Despite marking the end of our Yosemite vacation, we were looking forward to wandering around the luxurious hotel and eating in the grand dining room, with its tall windows and spectacular views. And when we got there, we could see it was truly a magnificent hotel. But our visit to the Ahwahnee did not turn out as we had planned.
(To be continued…)
Oh ho! Great blog—I sure came across as cranky from the heat! Sorry! Can’t wait to read your next week’s post!
Thanks for the comment, Ann. No need to apologize. Didn’t mean for you to come off as cranky. I thought your being somewhat annoyed was justified. It really was hot in the car! I probably should have written: “…my sister greeted me with a slightly annoyed look, THEN LAUGHED and said…”. That would have softened your reaction due to the heat. You should know that NO slight annoyance could take away from the wonderful time I had with you on the trip!!
Once again, amazing artful shots. You are the best photographer I know. Can’t wait to hear what happened next!
Thank you, Mare. Your compliments on my photography mean the world to me, given your own amazing talent in art and photography!
Absolutely beautiful photos, especially of the Bridalveil Fall and excellent prose to frame the photos! And another cliffhanger…
Thanks, David. I think I’ve said it before, but it is easier to take a good photo when you have an amazing subject to shoot. And Yosemite is full of great sights to photograph. Thanks also for the compliment on my writing. As you know, I spend a good deal of time agonizing over the words. Hope you don’t tire of my cliffhangers! Cheers!
Lovely!
Thanks, Lya. I’m really happy you are reading along.

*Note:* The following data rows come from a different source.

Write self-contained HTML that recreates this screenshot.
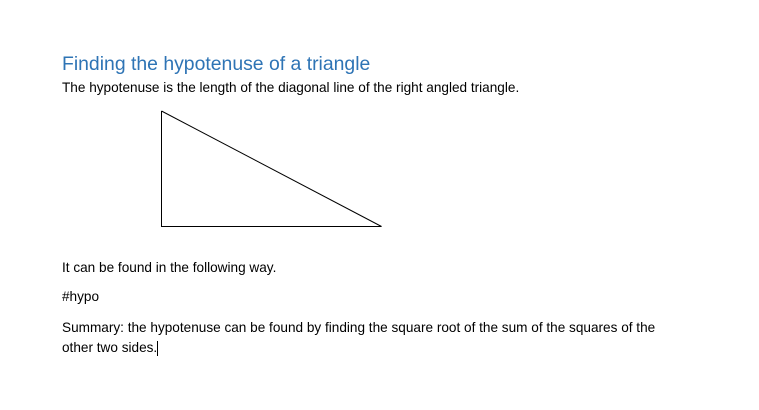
<!DOCTYPE html>
<html><head><meta charset="utf-8"><style>
body{margin:0;width:759px;height:410px;background:#fff;position:relative;overflow:hidden;font-family:"Liberation Sans",sans-serif;color:#000}
.t{position:absolute;left:62px;white-space:nowrap;font-size:13.6px;line-height:16px}
.h{position:absolute;left:62px;top:52px;font-size:19.4px;color:#2e74b5;white-space:nowrap;line-height:24px}
</style></head><body>
<div class="h">Finding the hypotenuse of a triangle</div>
<div class="t" style="top:80px">The hypotenuse is the length of the diagonal line of the right angled triangle.</div>
<svg style="position:absolute;left:0;top:0" width="759" height="410"><path d="M161.5 111 V226.5 H381.5 L161.5 111" fill="none" stroke="#000" stroke-width="1"/><line x1="157.5" y1="341" x2="157.5" y2="356" stroke="#000"/></svg>
<div class="t" style="top:260px">It can be found in the following way.</div>
<div class="t" style="top:289px">#hypo</div>
<div class="t" style="top:320px">Summary: the hypotenuse can be found by finding the square root of the sum of the squares of the</div>
<div class="t" style="top:340px">other two sides.</div>
</body></html>
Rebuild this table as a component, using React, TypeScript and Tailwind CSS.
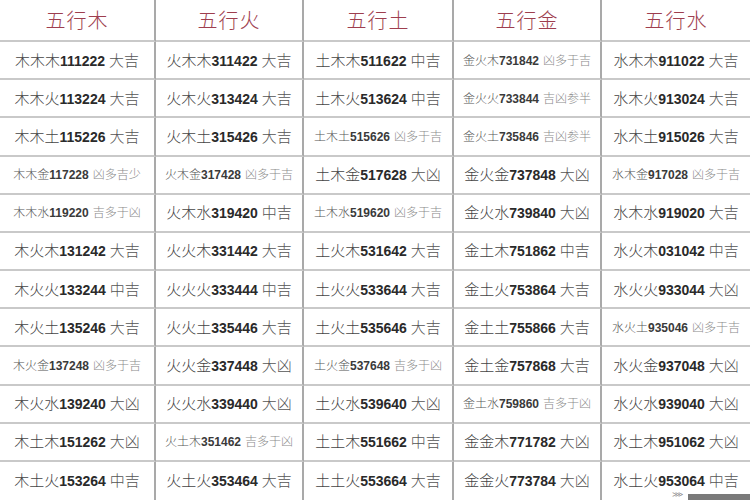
import React from 'react';

const heads = ['五行木', '五行火', '五行土', '五行金', '五行水'];

const columns: string[][] = [
  [
    '木木木111222 大吉', '木木火113224 大吉', '木木土115226 大吉', '木木金117228 凶多吉少',
    '木木水119220 吉多于凶', '木火木131242 大吉', '木火火133244 中吉', '木火土135246 大吉',
    '木火金137248 凶多于吉', '木火水139240 大凶', '木土木151262 大凶', '木土火153264 中吉',
  ],
  [
    '火木木311422 大吉', '火木火313424 大吉', '火木土315426 大吉', '火木金317428 凶多于吉',
    '火木水319420 中吉', '火火木331442 大吉', '火火火333444 中吉', '火火土335446 大吉',
    '火火金337448 大凶', '火火水339440 大凶', '火土木351462 吉多于凶', '火土火353464 大吉',
  ],
  [
    '土木木511622 中吉', '土木火513624 中吉', '土木土515626 凶多于吉', '土木金517628 大凶',
    '土木水519620 凶多于吉', '土火木531642 大吉', '土火火533644 大吉', '土火土535646 大吉',
    '土火金537648 吉多于凶', '土火水539640 大凶', '土土木551662 中吉', '土土火553664 大吉',
  ],
  [
    '金火木731842 凶多于吉', '金火火733844 吉凶参半', '金火土735846 吉凶参半', '金火金737848 大凶',
    '金火水739840 大凶', '金土木751862 中吉', '金土火753864 大吉', '金土土755866 大吉',
    '金土金757868 大吉', '金土水759860 吉多于凶', '金金木771782 大凶', '金金火773784 大凶',
  ],
  [
    '水木木911022 大吉', '水木火913024 大吉', '水木土915026 大吉', '水木金917028 凶多于吉',
    '水木水919020 大吉', '水火木031042 中吉', '水火火933044 大凶', '水火土935046 凶多于吉',
    '水火金937048 大凶', '水火水939040 大凶', '水土木951062 大凶', '水土火953064 中吉',
  ],
];

const cjk = "font-['Noto_Sans_CJK_SC',sans-serif] font-light";
const num = "font-['Liberation_Sans',Arial,sans-serif] font-bold";

function Cell({ text, last, bottom }: { text: string; last: boolean; bottom: boolean }) {
  const [left, suffix] = text.split(' ');
  const prefix = left.slice(0, 3);
  const digits = left.slice(3);
  const small = suffix.length === 4;

  return (
    <div
      className={`flex items-center justify-center ${bottom ? '' : 'border-b-2 border-[#c9c9c9]'} ${
        last ? '' : 'border-r-2 border-r-[#a9a9a9]'
      }`}
    >
      {small ? (
        <span className="flex items-baseline whitespace-nowrap">
          <span className={`${cjk} text-[12px] text-[#555]`}>{prefix}</span>
          <span className={`${num} text-[12px] text-[#3a3a3a]`}>{digits}</span>
          <span className={`${cjk} text-[12px] text-[#8a8a8a] ml-1`}>{suffix}</span>
        </span>
      ) : (
        <span className="flex items-baseline whitespace-nowrap">
          <span className={`${cjk} text-[15px] text-[#444]`}>{prefix}</span>
          <span className={`${num} text-[14px] text-[#2a2a2a]`}>{digits}</span>
          <span className={`${cjk} text-[15px] text-[#555] ml-1`}>{suffix}</span>
        </span>
      )}
    </div>
  );
}

export default function App() {
  const rows = Array.from({ length: 12 }, (_, i) => i);

  return (
    <div className="relative w-[750px] h-[500px] overflow-hidden bg-white">
      <div className="grid h-full grid-cols-[156px_148px_150px_148px_148px] grid-rows-[42px_repeat(12,minmax(0,1fr))]">
        {heads.map((h, c) => (
          <div
            key={h}
            className={`flex items-center justify-center border-b-2 border-[#c9c9c9] ${
              c === 4 ? '' : 'border-r-2 border-r-[#a9a9a9]'
            }`}
          >
            <span className={`${cjk} text-[20px] text-[#9e3e4e] tracking-[1px]`}>{h}</span>
          </div>
        ))}
        {rows.map((r) =>
          columns.map((col, c) => (
            <Cell key={`${r}-${c}`} text={col[r]} last={c === 4} bottom={r === 11} />
          ))
        )}
      </div>
      {/* watermark bits at the bottom right corner */}
      <div className="absolute right-0 bottom-0 w-[62px] h-[6px] bg-[#7a7a7a]" />
      <div className="absolute left-[672px] bottom-[2px] text-[8px] leading-none text-[#888]">⋙</div>
    </div>
  );
}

Beautiful, heartfelt images with a tinge of bittersweet irony, as they’re your last views of such iconic Yosemite places as Bridalveil Falls, El Capitan and Half Dome. What a journey! Thanks for sharing it with us!
Thanks for the comment, Mike. It is my pleasure to share the journey. It is a joy that you are reading along. You have captured the mood of this post in a few, well-chosen phrases. I repeat, there is a bright blogging future waiting for you!